Mind racing, I half listened to Wyatt's Bundy story. Finding Fielding's dentist should be no problem, and though the same bond of confidentiality exists between dentist and patient as with a doctor, lawyer, or member of the clergy, there had to be a way. Maybe justice could be won for Mary Beth Rafferty after all.

“Too bad this didn't happen today,” Wyatt was saying. “Now they swab bite marks for saliva samples that can reveal alpha amylase and the presence of antigens that could help identify the biter through blood grouping.”

I wrote down the case number, and he promised he would pull the file and examine the photos at the ME office by the end the week.

Dr. Wyatt returned to his patients and I asked his receptionist for the rest-room key on the way out. If this works, I thought, it could nail Fielding. What a hell of a story! These are the ones you look for after writing about the same events time after time: the drug murder, the love triangle, the jealous rage, the holiday tragedy. They happen over and over on my beat. But this story was different.

My skin felt flushed and my body quick and light, buoyed by the intensity that throbs through every reporter hot on the trail of a big one. Rarely had I felt so alive, so full of purpose.

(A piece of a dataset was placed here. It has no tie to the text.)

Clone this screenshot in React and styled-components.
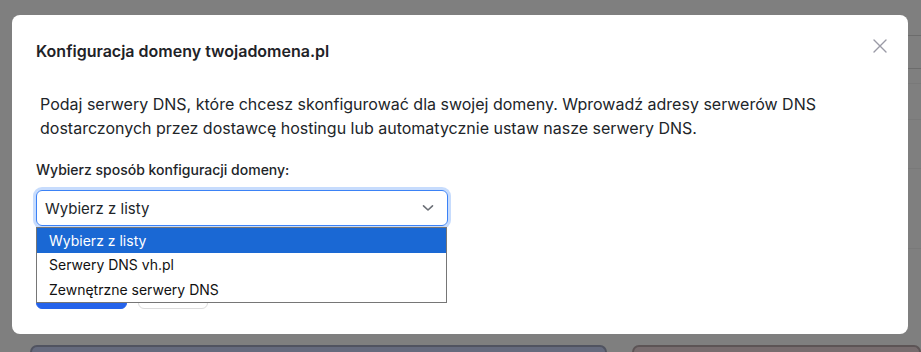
import React from "react";
import styled, { createGlobalStyle } from "styled-components";

const GlobalStyle = createGlobalStyle`
  html, body {
    margin: 0;
    padding: 0;
  }
  body {
    font-family: Inter, "Noto Sans", "Liberation Sans", sans-serif;
    color: #212529;
  }
`;

const Page = styled.div`
  position: relative;
  width: 921px;
  height: 352px;
  overflow: hidden;
  background: #ffffff;
  display: flex;
  flex-direction: column;
`;

const TopArea = styled.div`
  height: 345px;
  display: grid;
  grid-template-columns: 1fr 50px;
`;

const SideColumn = styled.div`
  padding-top: 35px;
  display: flex;
  flex-direction: column;
`;

const SideButton = styled.div`
  margin-left: 17px;
  width: 60px;
  height: 34px;
  border: 1px solid #d8d8d8;
  border-radius: 6px;
  box-sizing: border-box;
`;

const SideRow = styled.div`
  height: ${(p) => p.h}px;
  border-bottom: 1px solid #f2f2f2;
  box-sizing: border-box;
`;

const BottomRow = styled.div`
  display: flex;
  gap: 25px;
  padding-left: 30px;
  flex: 1;
`;

const Card = styled.div`
  flex: ${(p) => (p.grow ? 1 : "none")};
  width: ${(p) => (p.grow ? "auto" : "577px")};
  background: ${(p) => p.bg};
  border: 2px solid ${(p) => p.bd};
  border-bottom: none;
  border-radius: 8px 8px 0 0;
  box-sizing: border-box;
`;

const Overlay = styled.div`
  position: absolute;
  inset: 0;
  background: rgba(0, 0, 0, 0.5);
`;

const Modal = styled.div`
  position: absolute;
  left: 12px;
  top: 15px;
  width: 896px;
  height: 319px;
  background: #ffffff;
  border-radius: 8px;
  padding: 24px 24px;
  box-sizing: border-box;
`;

const Header = styled.div`
  display: flex;
  justify-content: space-between;
  align-items: flex-start;
  height: 30px;
`;

const Title = styled.h5`
  margin: 1px 0 0;
  font-size: 16px;
  font-weight: 600;
  line-height: 22px;
  color: #1f2328;
`;

const CloseButton = styled.button`
  border: none;
  background: none;
  padding: 0;
  margin: -3px -6px 0 0;
  width: 20px;
  height: 20px;
  display: flex;
  align-items: center;
  justify-content: center;
  cursor: pointer;
`;

const Text = styled.p`
  margin: 24px 0 0;
  padding: 0 4px;
  font-size: 16px;
  line-height: 23.5px;
  color: #212529;
`;

const Label = styled.label`
  display: block;
  margin-top: 20px;
  font-size: 14px;
  font-weight: 500;
  line-height: 20px;
  color: #212529;
`;

const SelectWrap = styled.div`
  position: relative;
  margin-top: 10px;
  width: 412px;
`;

const SelectBox = styled.div`
  height: 36px;
  border: 1px solid #3b82f6;
  border-radius: 6px;
  box-shadow: 0 0 0 3px #c7dcfd;
  box-sizing: border-box;
  display: flex;
  align-items: center;
  justify-content: space-between;
  padding: 0 13px 0 8px;
  font-size: 15px;
  color: #212529;
`;

const OptionList = styled.ul`
  position: absolute;
  top: 37px;
  left: 0;
  width: 411px;
  margin: 0;
  padding: 0;
  list-style: none;
  background: #ffffff;
  border: 1px solid #767676;
  box-sizing: border-box;
  z-index: 2;
`;

const Option = styled.li`
  height: ${(p) => (p.active ? 25 : 24.5)}px;
  line-height: ${(p) => (p.active ? 25 : 24.5)}px;
  padding-left: 12px;
  font-size: 14px;
  background: ${(p) => (p.active ? "#1a68d4" : "transparent")};
  color: ${(p) => (p.active ? "#ffffff" : "#111111")};
`;

const Actions = styled.div`
  display: flex;
  gap: 11px;
  margin-top: 45px;
`;

const Button = styled.button`
  height: 38px;
  border-radius: 6px;
  padding: 0;
  box-sizing: border-box;
  width: ${(p) => p.w}px;
  background: ${(p) => (p.primary ? "#2563eb" : "#ffffff")};
  border: 1px solid ${(p) => (p.primary ? "#2563eb" : "#dcdcdc")};
`;

function Chevron() {
  return (
    <svg width="12" height="8" viewBox="0 0 12 8" fill="none">
      <path d="M1.5 1.8 L6 6 L10.5 1.8" stroke="#6b6f76" strokeWidth="1.6" strokeLinecap="round" strokeLinejoin="round" />
    </svg>
  );
}

function CloseIcon() {
  return (
    <svg width="14" height="14" viewBox="0 0 14 14" fill="none">
      <path d="M1 1 L13 13 M13 1 L1 13" stroke="#9a9aa6" strokeWidth="1.4" strokeLinecap="round" />
    </svg>
  );
}

export default function App() {
  return (
    <>
      <GlobalStyle />
      <Page>
        <TopArea>
          <div />
          <SideColumn>
            <SideButton />
            <SideRow h={15} />
            <SideRow h={36} />
            <SideRow h={49} />
            <SideRow h={80} />
          </SideColumn>
        </TopArea>
        <BottomRow>
          <Card bg="#cad4fa" bd="#a0a6c0" />
          <Card grow bg="#eed8dc" bd="#b8a8ab" />
        </BottomRow>
        <Overlay />
        <Modal>
          <Header>
            <Title>Konfiguracja domeny twojadomena.pl</Title>
            <CloseButton aria-label="Zamknij">
              <CloseIcon />
            </CloseButton>
          </Header>
          <Text>
            Podaj serwery DNS, które chcesz skonfigurować dla swojej domeny. Wprowadź adresy serwerów DNS
            dostarczonych przez dostawcę hostingu lub automatycznie ustaw nasze serwery DNS.
          </Text>
          <Label>Wybierz sposób konfiguracji domeny:</Label>
          <SelectWrap>
            <SelectBox>
              <span>Wybierz z listy</span>
              <Chevron />
            </SelectBox>
            <OptionList>
              <Option active>Wybierz z listy</Option>
              <Option>Serwery DNS vh.pl</Option>
              <Option>Zewnętrzne serwery DNS</Option>
            </OptionList>
          </SelectWrap>
          <Actions>
            <Button primary w={91} aria-label="Zapisz" />
            <Button w={70} aria-label="Anuluj" />
          </Actions>
        </Modal>
      </Page>
    </>
  );
}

The old-fashioned rest room was small compared to those in newer buildings, but immaculate and well kept, with the original black and white tiles. There were four stalls, two sinks on pedestals, and a mirrored wall. My entrance startled a woman standing at one of the sinks in front of the mirror, digging into her large bag. I caught sight of my reflection in the mirror and smiled at my own face, animated and flooded with color above the string of red and white beads.

It was not quite time to tell my editors, I thought. I had to be sure. Despite Fred's warning and Mowry's intimidation, there would be no resistance from my bosses if I could produce this story. It was still only a possibility, but the prospect electrified me.

In the mirror something about the woman just a few feet away caught my eye. She was tall and slim, with tanned bare legs in sandals, a wraparound skirt, long-sleeved shirt, and dark hair, long and shiny. Beads. Had to be her beads. Similar to mine, but multicolored and longer, worn under one armpit and across her chest like a bandoleer. She must know my Aunt Odalys, I thought, slightly giddy. Our eyes met in the glass. I looked away quickly and entered a stall.

I sighed as I went about my business. I had to be the only woman in the world who excreted more fluid than she took in. Did I really drink that much tea and coffee?